PHILLY MUSIC MOGUL Sean Agnew didn't get a passport until he was 30. He couldn't travel - he was busy attending every show booked by his concert promotion company, R5 Productions, from 2 p.m. to 2 a.m. He worked seven days a week. Now, he seems to be making up for lost time.
Agnew, 37, is the founder of concert promotion company R5 Productions, which books shows at First Unitarian Church and Johnny Brenda's and is responsible for the Punk Rock Flea Market and Mad Decent Block Party. Separate from R5, he's a partial owner of Union Transfer, Boot & Saddle, the Dolphin and Morgan's Pier.
In the past seven years, Agnew has visited 41 countries. He's booked shows via his phone from a boat on the Philippines, gotten comfortable in Tokyo and accepted a travel agency's email offer to be one of a handful of Americans who saw Dennis Rodman sing "Happy Birthday, dear leader" to Kim Jong-un in North Korea.
Agnew spoke with Jenelle Janci about booking bands, the future of shows at the First Unitarian Church, his almost-campaign for City Council and an upcoming all-ages venue.
Q Is there anyone you haven't been able to get your hands on for an R5 show?
Fugazi. I've done a show for every single member's side projects. And the main guy, Ian MacKaye, stayed over my house one time and is definitely someone I admire and look up to as sort of the blueprint of do-it-yourself, early '80s U.S. hardcore and punk.
I remember being so nervous. I had to call my roommates and be like, "Clean up the house. Ian's coming over!"
Q Does the fact that R5 started out so DIY still influence your management style?
I think it's a pretty unique thing. A lot of people in the club or venue world don't come from a super punk world. There's obviously some concessions you have to make as a venue - it can't be, like, land of anarchy. But, we try to just do simple things. For instance, at Union Transfer we try to have pretty reasonable ticket fees, reasonable drink prices.
The idea is to get people to become fans of the venue so they want to come back,
versus, "Oh, we can make an extra $4 if we charge them this fee at the box office."

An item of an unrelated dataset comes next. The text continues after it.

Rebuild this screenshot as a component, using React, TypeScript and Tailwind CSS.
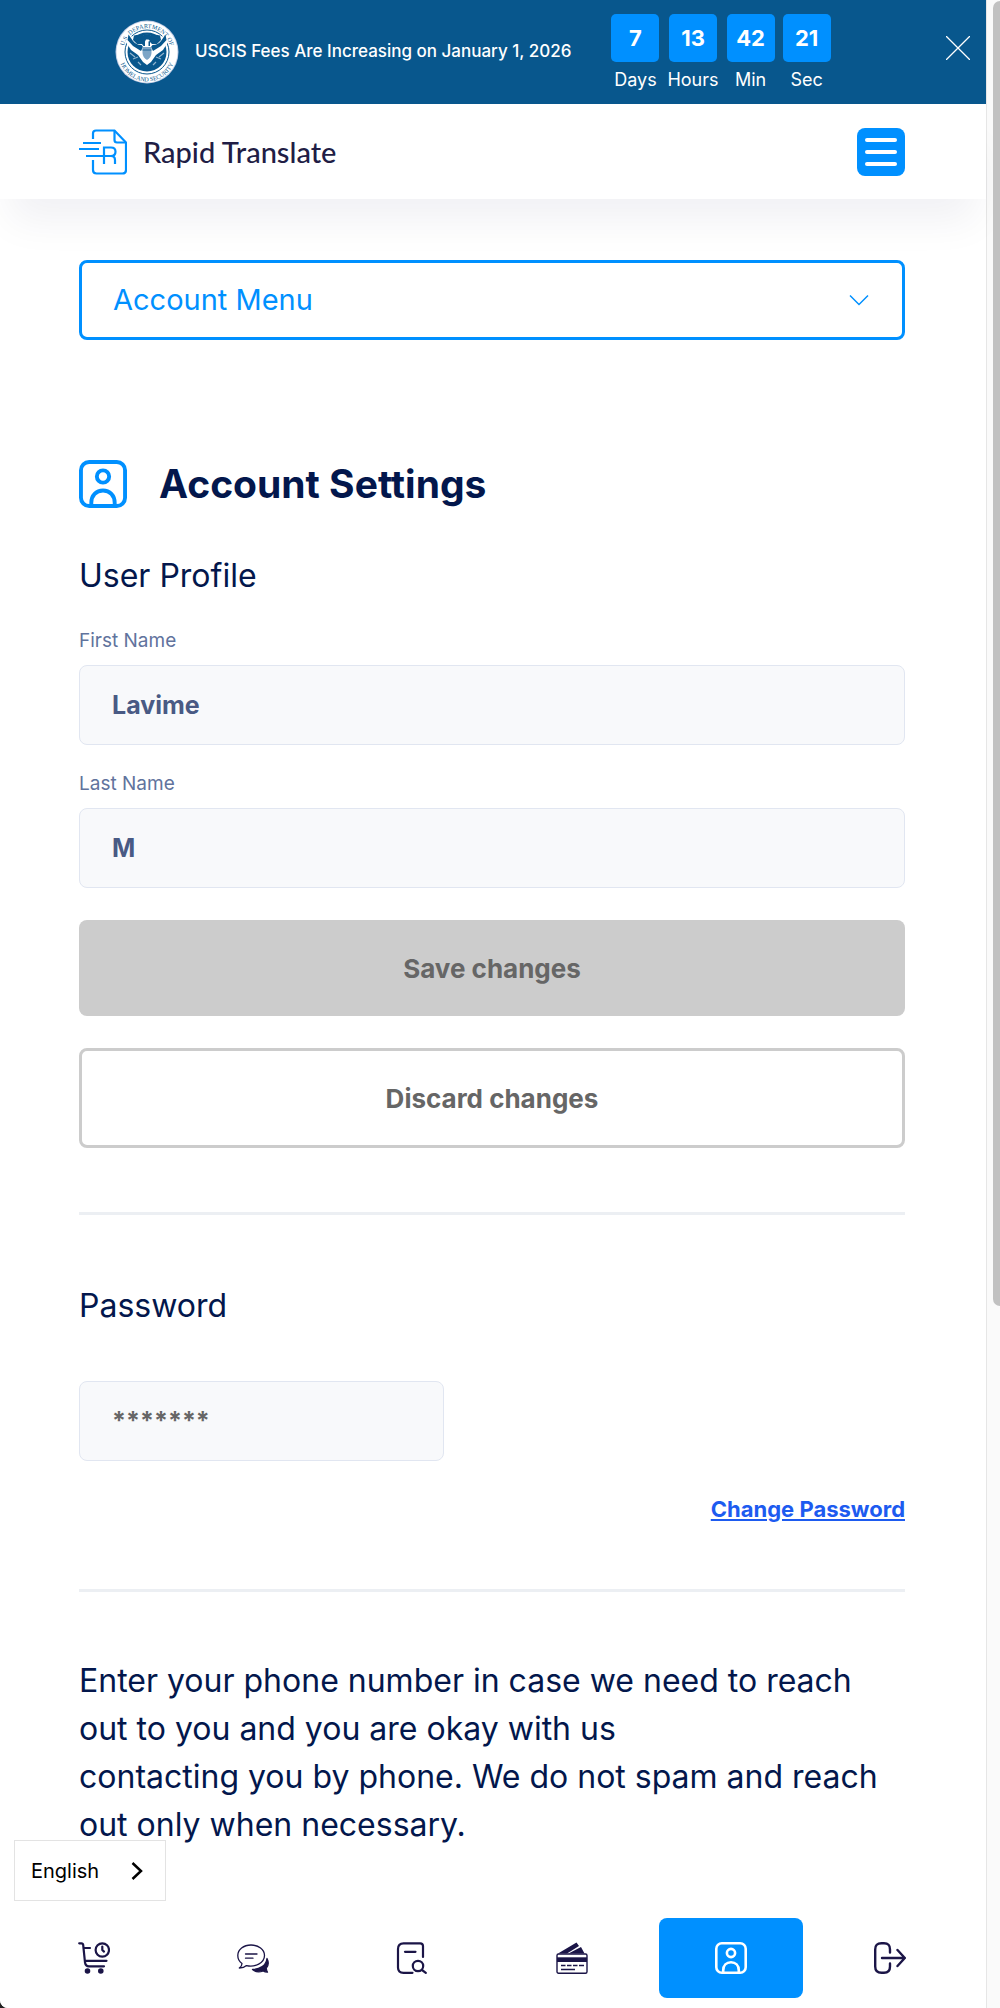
import React, { useState } from "react";

type IconProps = { className?: string };

const Seal = () => (
  <svg viewBox="0 0 64 64" className="size-16 shrink-0" role="img" aria-label="U.S. Department of Homeland Security">
    <defs>
      <path id="seal-top" d="M8.700 38A24 24 0 1 1 55.300 38" />
      <path id="seal-bottom" d="M3.500 33A28.500 28.500 0 0 0 60.500 33" />
    </defs>
    <circle cx="32" cy="32" r="31.5" fill="#c3cfe6" />
    <circle cx="32" cy="32" r="30.5" fill="#fff" />
    <circle cx="32" cy="32" r="22" fill="none" stroke="#08578d" strokeWidth="1" />
    <circle cx="32" cy="32" r="19.500" fill="#08578d" />
    <g fill="#08578d" fontFamily="Liberation Serif, serif" fontSize="6.2" fontWeight="400">
      <text textAnchor="middle">
        <textPath href="#seal-top" startOffset="50%">U.S. DEPARTMENT OF</textPath>
      </text>
      <text textAnchor="middle">
        <textPath href="#seal-bottom" startOffset="50%">HOMELAND SECURITY</textPath>
      </text>
    </g>
    <path d="M13 15L19 17.500Q23 20 25 19L28 16Q32 13.500 36 16L39 19Q41 20 45 17.500L51 15L53 22L48 30L41 35L36 42L32 45L28 42L23 35L16 30L11 22Z" fill="#fff" />
    <path d="M13.500 14.500L18 21Q21 25 26.500 25L28 27L26 31L18 26L12.500 20ZM50.500 14.500L46 21Q43 25 37.500 25L36 27L38 31L46 26L51.500 20Z" fill="#08578d" />
    <path d="M19 15.500Q24 14 28 15.500Q32 13 36 15.500Q40 14 45 15.500L46 20L42 24H37L35 22V26H33.500V21.500L35 21L33.500 19.500H31L30 21.500V26H28.500L27 24H22L18 20Z" fill="#08578d" />
    <path d="M27.500 27H36.500V33Q36 38 32 40Q28 38 27.500 33Z" fill="#7ca5c6" />
    <path d="M27.500 30H36.500" stroke="#08578d" strokeWidth=".8" />
    <path d="M15 33L20 37M18 39L23 37M49 33L44 37M46 39L41 37M23 42L26 45M41 42L38 45" stroke="#8fb3ce" strokeWidth="1.2" />
  </svg>
);

const LogoMark = () => (
  <svg viewBox="0 0 48 46" className="h-[46px] w-12 shrink-0" fill="none" stroke="#0090ff" strokeWidth="2.2" strokeLinecap="butt" aria-hidden="true">
    <path d="M14 10V4.5Q14 1.500 17 1.500H35.500L47 13.500V41Q47 44.500 43.500 44.500H17.500Q14 44.500 14 41V31" />
    <path d="M35.500 1.500V11Q35.500 13.500 38 13.500H47" />
    <path d="M4 14H22M0 20H20M7 27H32" />
    <path d="M25 35V18.500H32Q36.500 18.500 36.500 22.700T32 27Q36 27 36 31V35" />
  </svg>
);

const ProfileIcon = ({ className }: IconProps) => (
  <svg viewBox="0 0 32 32" className={className} fill="none" stroke="currentColor" strokeWidth="2.600" aria-hidden="true">
    <rect x="1.300" y="1.300" width="29.400" height="29.400" rx="5.500" />
    <circle cx="16" cy="11" r="4.100" />
    <path d="M8.200 30.500V28.500C8.200 23.500 11.500 20.300 16 20.300S23.800 23.500 23.800 28.500V30.500" />
  </svg>
);

const CartIcon = ({ className }: IconProps) => (
  <svg viewBox="0 0 32 32" className={className} fill="none" stroke="currentColor" strokeWidth="2.200" strokeLinecap="round" strokeLinejoin="round" aria-hidden="true">
    <path d="M1.200 1.300H3.500Q5 1.300 5.200 3L7 20.500Q7.600 24.300 11 24.300H26" />
    <path d="M6 6H12M8 18.800H28.500" />
    <circle cx="24.300" cy="8" r="6.700" />
    <path d="M24.300 4.500V8L26 9.600" />
    <circle cx="9.500" cy="29" r="1.700" fill="currentColor" />
    <circle cx="22.800" cy="29" r="1.700" fill="currentColor" />
  </svg>
);

const ChatIcon = ({ className }: IconProps) => (
  <svg viewBox="0 0 32 32" className={className} fill="none" stroke="currentColor" strokeWidth="1.300" strokeLinecap="round" strokeLinejoin="round" aria-hidden="true">
    <path d="M14 3C6.500 3 .8 7.800 .8 13.500C.8 17 2.500 19.800 5 21.500C5 23.500 3.800 25 2.300 26C5.500 26 8 25 9.500 23.600C18 25.500 27.500 21 27.500 13.500C27.500 7.800 21.500 3 14 3Z" />
    <path d="M8.500 12H20M8.500 16.200H16" />
    <path d="M30 16.500C31.800 20 31.600 23.500 29.300 26.200C29.400 28 30 29.300 30.500 30.200C28.500 30.200 27.300 29.800 26.300 29C22 30.500 18 29.800 15.500 27.500C23 27.500 29 23.500 30 16.500Z" fill="currentColor" />
  </svg>
);

const DocumentSearchIcon = ({ className }: IconProps) => (
  <svg viewBox="0 0 32 32" className={className} fill="none" stroke="currentColor" strokeWidth="2.200" strokeLinecap="round" strokeLinejoin="round" aria-hidden="true">
    <path d="M27 15V4Q27 1.300 24.300 1.300H7.500Q2 1.300 2 7V25.500Q2 30.800 7.500 30.800H16.500" />
    <path d="M9 9.800H19.500" />
    <circle cx="22" cy="24" r="5.200" />
    <path d="M26 28L29.800 30.800" />
  </svg>
);

const CardsIcon = ({ className }: IconProps) => (
  <svg viewBox="0 0 32 32" className={className} aria-hidden="true">
    <path d="M2 11.500L20.500 .5L23 4L11 11.500ZM12.500 11.500L25 5L28.500 11.500Z" fill="currentColor" />
    <rect x="1" y="12" width="30" height="19.300" rx="1.500" fill="none" stroke="currentColor" strokeWidth="1.400" />
    <path d="M1 15.300H31V20H1Z" fill="currentColor" />
    <path d="M5 23.500H9.500M11 23.500H15.500M17 23.500H21.500M23 23.500H28M5 27.500H19" stroke="currentColor" strokeWidth="1.700" />
  </svg>
);

const LogoutIcon = ({ className }: IconProps) => (
  <svg viewBox="0 0 32 32" className={className} fill="none" stroke="currentColor" strokeWidth="2.400" strokeLinecap="round" strokeLinejoin="round" aria-hidden="true">
    <path d="M16 10.500V7.500Q16 1.200 10 1.200H7.500Q1.200 1.200 1.200 7.500V24.500Q1.200 30.800 7.500 30.800H10Q16 30.800 16 24.500V21.500" />
    <path d="M8 16H30.800M23.500 8L30.800 16L23.500 24" />
  </svg>
);

const countdown = [
  { value: "7", unit: "Days" },
  { value: "13", unit: "Hours" },
  { value: "42", unit: "Min" },
  { value: "21", unit: "Sec" },
];

const navItems = [
  { label: "Orders", Icon: CartIcon, active: false },
  { label: "Messages", Icon: ChatIcon, active: false },
  { label: "Documents", Icon: DocumentSearchIcon, active: false },
  { label: "Payments", Icon: CardsIcon, active: false },
  { label: "Account", Icon: ProfileIcon, active: true },
  { label: "Log out", Icon: LogoutIcon, active: false },
];

function Banner() {
  return (
    <div className="relative flex h-[104px] items-center bg-[#08578d] pl-[115px] text-white">
      <Seal />
      <p className="ml-4 text-[17px] font-medium">USCIS Fees Are Increasing on January 1, 2026</p>
      <div className="ml-10 mt-3.5 flex gap-2 self-start">
        {countdown.map(({ value, unit }) => (
          <div key={unit} className="flex min-w-12 flex-col items-center">
            <span className="flex size-12 items-center justify-center rounded-[5px] bg-[#0090ff] text-[22px] font-bold">{value}</span>
            <span className="mt-1 text-lg leading-7">{unit}</span>
          </div>
        ))}
      </div>
      <button type="button" aria-label="Close banner" className="absolute right-4 top-9">
        <svg viewBox="0 0 24 24" className="size-6" stroke="#fff" strokeWidth="1.300" aria-hidden="true">
          <path d="M0 0L24 24M24 0L0 24" />
        </svg>
      </button>
    </div>
  );
}

function Header() {
  return (
    <header className="relative flex h-[95px] items-center justify-between bg-white pl-[79px] pr-[81px] shadow-[0_32px_40px_-10px_rgba(20,20,60,0.06)]">
      <a href="#home" className="flex items-center gap-4">
        <LogoMark />
        <span className="font-[Lato] text-[29px] font-medium text-[#211d45]">Rapid Translate</span>
      </a>
      <button type="button" aria-label="Open menu" className="flex size-12 flex-col items-center justify-center gap-2 rounded-lg bg-[#0090ff]">
        <span className="h-1 w-8 rounded-full bg-white" />
        <span className="h-1 w-8 rounded-full bg-white" />
        <span className="h-1 w-8 rounded-full bg-white" />
      </button>
    </header>
  );
}

function Field({ id, label, value, onChange }: { id: string; label: string; value: string; onChange: (v: string) => void }) {
  return (
    <div className="flex flex-col">
      <label htmlFor={id} className="mb-2 text-[19px] leading-8 text-[#61739d]">{label}</label>
      <input
        id={id}
        value={value}
        onChange={(e: React.ChangeEvent<HTMLInputElement>) => onChange(e.target.value)}
        className="h-20 w-full rounded-lg border border-[#e1e6f1] bg-[#f8f9fb] px-8 text-[25px] font-bold text-[#495a84] outline-none"
      />
    </div>
  );
}

function BottomNav() {
  return (
    <div className="sticky bottom-0 mt-auto">
      <button type="button" className="absolute bottom-[107px] left-3.5 flex h-[61px] w-[152px] items-center justify-between border border-[#e3e3e3] bg-white pl-4 pr-[22px] text-xl text-black">
        English
        <svg viewBox="0 0 12 18" className="h-[18px] w-3" fill="none" stroke="#000" strokeWidth="2.500" aria-hidden="true">
          <path d="M1.500 1L10 9L1.500 17" />
        </svg>
      </button>
      <nav className="grid grid-cols-6 gap-4 rounded-bl-lg bg-white pb-2.5 pl-[22px] pr-6 pt-2.5 text-[#1b1547]">
        {navItems.map(({ label, Icon, active }) => (
          <a
            key={label}
            href="#nav"
            aria-label={label}
            className={active ? "flex h-20 items-center justify-center rounded-lg bg-[#0090ff] text-white" : "flex h-20 items-center justify-center"}
          >
            <Icon className="size-8" />
          </a>
        ))}
      </nav>
    </div>
  );
}

export default function App() {
  const [firstName, setFirstName] = useState("Lavime");
  const [lastName, setLastName] = useState("M");

  return (
    <div className="flex min-h-screen bg-[#222222] font-[Inter,sans-serif]">
      <div className="flex min-w-0 flex-1 flex-col rounded-bl-lg bg-white">
        <Banner />
        <Header />
        <main className="flex flex-col pl-[79px] pr-[81px] pt-[61px] text-[#03174c]">
          <button type="button" className="relative flex h-20 items-center justify-between rounded-lg border-3 border-[#0090ff] bg-white pl-[31px] pr-[33px] text-[29px] text-[#0090ff]">
            Account Menu
            <svg viewBox="0 0 20 12" className="h-3 w-5" fill="none" stroke="currentColor" strokeWidth="1.500" aria-hidden="true">
              <path d="M1 1.500L10 10.500L19 1.500" />
            </svg>
          </button>

          <div className="mt-[120px] flex h-12 items-center gap-8">
            <ProfileIcon className="size-12 text-[#0090ff]" />
            <h1 className="text-[39px] font-bold">Account Settings</h1>
          </div>

          <form onSubmit={(e: React.FormEvent) => e.preventDefault()} className="flex flex-col">
            <h2 className="mt-11 text-[32px] leading-12">User Profile</h2>
            <div className="mt-[25px] flex flex-col gap-[23px]">
              <Field id="first-name" label="First Name" value={firstName} onChange={setFirstName} />
              <Field id="last-name" label="Last Name" value={lastName} onChange={setLastName} />
            </div>
            <button type="submit" disabled className="mt-8 h-24 rounded-lg bg-[#cccccc] text-[26px] font-bold text-[#666666]">
              Save changes
            </button>
            <button type="button" disabled className="mt-8 h-[100px] rounded-lg border-3 border-[#cccccc] text-[26px] font-bold text-[#666666]">
              Discard changes
            </button>
          </form>

          <hr className="mt-16 border-t-3 border-[#eceff3]" />

          <section className="flex flex-col">
            <h2 className="mt-[67px] text-[32px] leading-12">
              <label htmlFor="password">Password</label>
            </h2>
            <input
              id="password"
              value="*******"
              readOnly
              className="mt-[51px] h-20 w-[365px] rounded-lg border border-[#e1e6f1] bg-[#f8f9fb] px-8 text-[25px] font-bold text-[#666666] outline-none"
            />
            <a href="#change-password" className="mt-8 self-end text-[22px] font-bold leading-8 text-[#1d5bf0] underline">
              Change Password
            </a>
          </section>

          <hr className="mt-16 border-t-3 border-[#eceff3]" />

          <p className="mt-[65px] text-[32px] leading-12">
            Enter your phone number in case we need to reach out to you and you are okay with us
            <br />
            contacting you by phone. We do not spam and reach out only when necessary.
          </p>
        </main>
        <BottomNav />
      </div>

      <div className="w-3.5 shrink-0 border-l border-[#e6e6e6] bg-[#fafafa] pl-1.5 pt-px" aria-hidden="true">
        <div className="sticky top-px h-[65vh] rounded-l-full bg-[#c1c1c1]" />
      </div>
    </div>
  );
}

Q What's the deal with First Unitarian? In September, word spread that you were shutting it down, but it looks like there's still some shows on the calendar.
So, before Union Transfer, we were doing a ton of shows at the church - maybe, at its busiest time, 20 shows a month. Then, as Union Transfer opened up and especially
after Boot & Saddle opened up, there started to be less and less.
The church had to find other uses for the space. A day school agreed to take over the basement full-time [on weekdays]. That's when we sent out that announcement like, "Hey, next year, there's not going to be many shows at the church." So this is sort of our last hurrah.
Q So there's no definitive end, like, "This is the last show ever at First Unitarian."
At this point, there isn't.
Q I have to ask what the story is behind your joke run for City Council in 2003.
I'm even confused by that.
This is, I think, right around the time that the church got shut down by the city for no reason at all. My friend Joey Sweeney , over AIM, was like, "Hey, you should run for City Council," and I was like, "Yeah, maybe!" and he was like, "Hey, would you mind if I posted this as a thing?"
It became this snowball. I kind of definitely enjoyed the attention. But then it started to get a little bit crazy and I was, like, "No. We don't need me to run for City Council." It was never intentional.
Q What's in the future for R5?
So R5, or I guess Union Transfer - the same partnership - we're building, or in the process of building, a new, smaller room that can do all ages, as well as have a bar.
We're starting to work on that, and that will hopefully be open at the end of the fall.
Q We can't say where it is?
Yeah. But it's definitely in the works.